─── EXCERPTED RECORDS
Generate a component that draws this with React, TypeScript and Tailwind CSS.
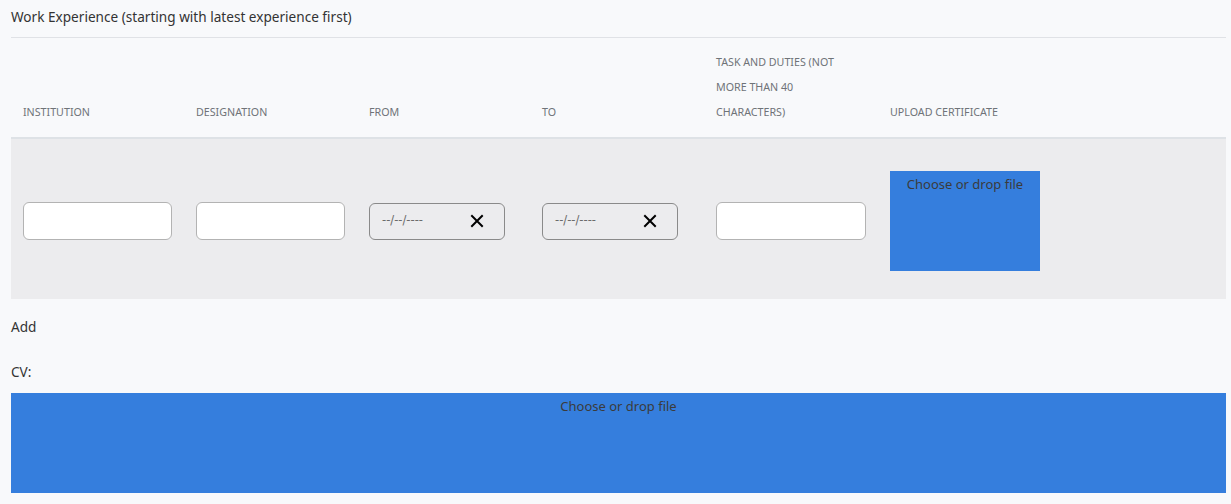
const headers = ["Institution", "Designation", "From", "To"];

const XIcon = () => (
    <svg width="14" height="14" viewBox="0 0 14 14" className="text-black">
        <path d="M2 2 L12 12 M12 2 L2 12" stroke="currentColor" strokeWidth="2" strokeLinecap="square" />
    </svg>
);

const TextBox = () => (
    <div className="w-[149px] h-[38px] rounded-[6px] border border-[#b3b3b3] bg-white"></div>
);

const DateBox = () => (
    <div className="w-[136px] h-[37px] rounded-[6px] border border-[#8a8a8a] flex items-center pl-[12px] pr-[20px] justify-between">
        <span className="text-[11.5px] text-[#6b6b6b]" style={{ fontFamily: '"DejaVu Sans", sans-serif' }}>
            --/--/----
        </span>
        <XIcon />
    </div>
);

const DropZone = ({ className }: { className: string }) => (
    <div className={`bg-[#357edd] text-center text-[13px] leading-[20px] pt-[3px] text-[#3b3b3b] ${className}`}>
        Choose or drop file
    </div>
);

const App = () => {
    return (
        <div
            className="min-h-[504px] bg-[#f8f9fb] pl-[11px] pr-[5px] text-[#333]"
            style={{ fontFamily: '"Noto Sans", sans-serif' }}
        >
            <div className="text-[13.6px] leading-[33px] h-[38px] border-b border-[#e0e2e6]">
                Work Experience (starting with latest experience first)
            </div>

            {/* header row */}
            <div className="grid grid-cols-[173px_173px_173px_174px_174px_1fr] border-b-2 border-[#dee2e6] text-[10.7px] leading-[25px] uppercase text-[#6f7378]">
                {headers.map((h) => (
                    <div key={h} className="p-[12px] flex items-end">
                        {h}
                    </div>
                ))}
                <div className="p-[12px] flex items-end">
                    <div>
                        Task and duties (not
                        <br />
                        more than 40
                        <br />
                        characters)
                    </div>
                </div>
                <div className="p-[12px] flex items-end">Upload certificate</div>
            </div>

            {/* body row */}
            <div className="grid grid-cols-[173px_173px_173px_174px_174px_1fr] h-[160px] pt-[4px] bg-[#ececee] items-center">
                <div className="pl-[12px]">
                    <TextBox />
                </div>
                <div className="pl-[12px]">
                    <TextBox />
                </div>
                <div className="pl-[12px]">
                    <DateBox />
                </div>
                <div className="pl-[12px]">
                    <DateBox />
                </div>
                <div className="pl-[12px]">
                    <div className="w-[150px] h-[38px] rounded-[6px] border border-[#b3b3b3] bg-white"></div>
                </div>
                <div className="pl-[12px]">
                    <DropZone className="w-[150px] h-[100px]" />
                </div>
            </div>

            <div className="text-[13.6px] leading-[20px] mt-[18px]">Add</div>
            <div className="text-[13.6px] leading-[20px] mt-[25px]">CV:</div>
            <DropZone className="mt-[11px] h-[100px]" />
        </div>
    );
};

export default App;
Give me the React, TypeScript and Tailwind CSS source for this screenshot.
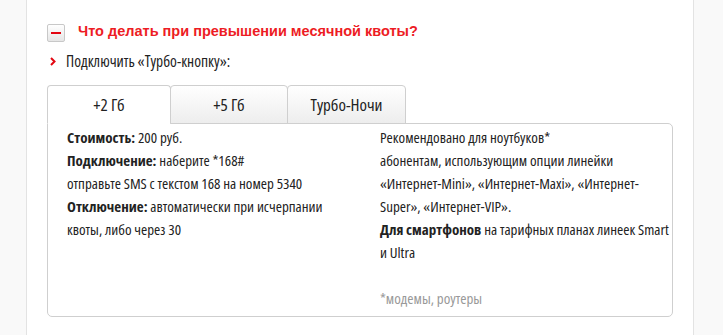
import React, { useState } from "react";

// condensed Open Sans is the closest installed match to the site's narrow font
const narrow = "font-['Open_Sans',sans-serif] font-stretch-[75%]";

const tabs = [
  { label: "+2 Гб", w: "w-[124px]" },
  { label: "+5 Гб", w: "w-[118px]" },
  { label: "Турбо-Ночи", w: "w-[119px]" },
];

export default function App() {
  const [active, setActive] = useState(0);

  return (
    <div className="min-h-screen bg-[#f9f9f9]">
      <div className="ml-[26px] min-h-[335px] w-[668px] border-x border-[#e3e3e3] bg-white pl-[20px] pt-[22px] text-[#222]">
        {/* header */}
        <div className="flex items-start">
          <button className="mt-[2px] flex h-[18px] w-[18px] items-center justify-center rounded-[2px] border border-[#c8c8c8] bg-gradient-to-b from-white to-[#e6e6e6]">
            <span className="block h-[2px] w-[10px] bg-[#e30611]" />
          </button>
          <h2 className="ml-[13px] font-['Liberation_Sans',Arial,sans-serif] text-[14.5px] font-bold leading-[18px] text-[#ed1c24]">
            Что делать при превышении месячной квоты?
          </h2>
        </div>

        <div className={`mt-[9px] flex items-center ${narrow} text-[15.5px] leading-[20px]`}>
          <svg width="6" height="9" viewBox="0 0 6 9" className="ml-[3px]">
            <path d="M1 1 L4.5 4.5 L1 8" fill="none" stroke="#e30611" strokeWidth="2" />
          </svg>
          <span className="ml-[10px]">Подключить «Турбо-кнопку»:</span>
        </div>

        {/* tabs */}
        <div className={`mt-[14px] w-[626px] ${narrow}`}>
          <div className="relative z-10 flex">
            {tabs.map((t, i) => (
              <button
                key={t.label}
                onClick={() => setActive(i)}
                className={[
                  "h-[39px] -mr-px rounded-t-[4px] border border-[#cfcfcf] text-[17px] font-medium text-[#222]",
                  t.w,
                  active === i
                    ? "border-b-white bg-white"
                    : "bg-gradient-to-b from-white to-[#ededed]",
                ].join(" ")}
              >
                {t.label}
              </button>
            ))}
          </div>

          <div className="-mt-px flex rounded-b-[5px] rounded-tr-[5px] border border-[#cfcfcf] pb-[6px] pl-[19px] pt-[2px] text-[15px] leading-[23px] whitespace-nowrap">
            <div className="w-[313px]">
              <p>
                <b className="font-bold">Стоимость:</b> 200 руб.
              </p>
              <p>
                <b className="font-bold">Подключение:</b> наберите *168#
              </p>
              <p>отправьте SMS с текстом 168 на номер 5340</p>
              <p>
                <b className="font-bold">Отключение:</b> автоматически при исчерпании
                <br />
                квоты, либо через 30
              </p>
            </div>
            <div className="w-[292px]">
              <p>Рекомендовано для ноутбуков*</p>
              <p>
                абонентам, использующим опции линейки
                <br />
                «Интернет-Mini», «Интернет-Maxi», «Интернет-
                <br />
                Super», «Интернет-VIP».
              </p>
              <p>
                <b className="font-bold">Для смартфонов</b> на тарифных планах линеек Smart
                <br />и Ultra
              </p>
              <p className="mt-[23px] text-[#999]">*модемы, роутеры</p>
            </div>
          </div>
        </div>
      </div>
    </div>
  );
}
──────
▸ **WRITTEN EXERCISE**
Determine the number of lines in the entries above where the string "this" appears. Answer with the number alone.

▸ **COMPLETED TASK**
2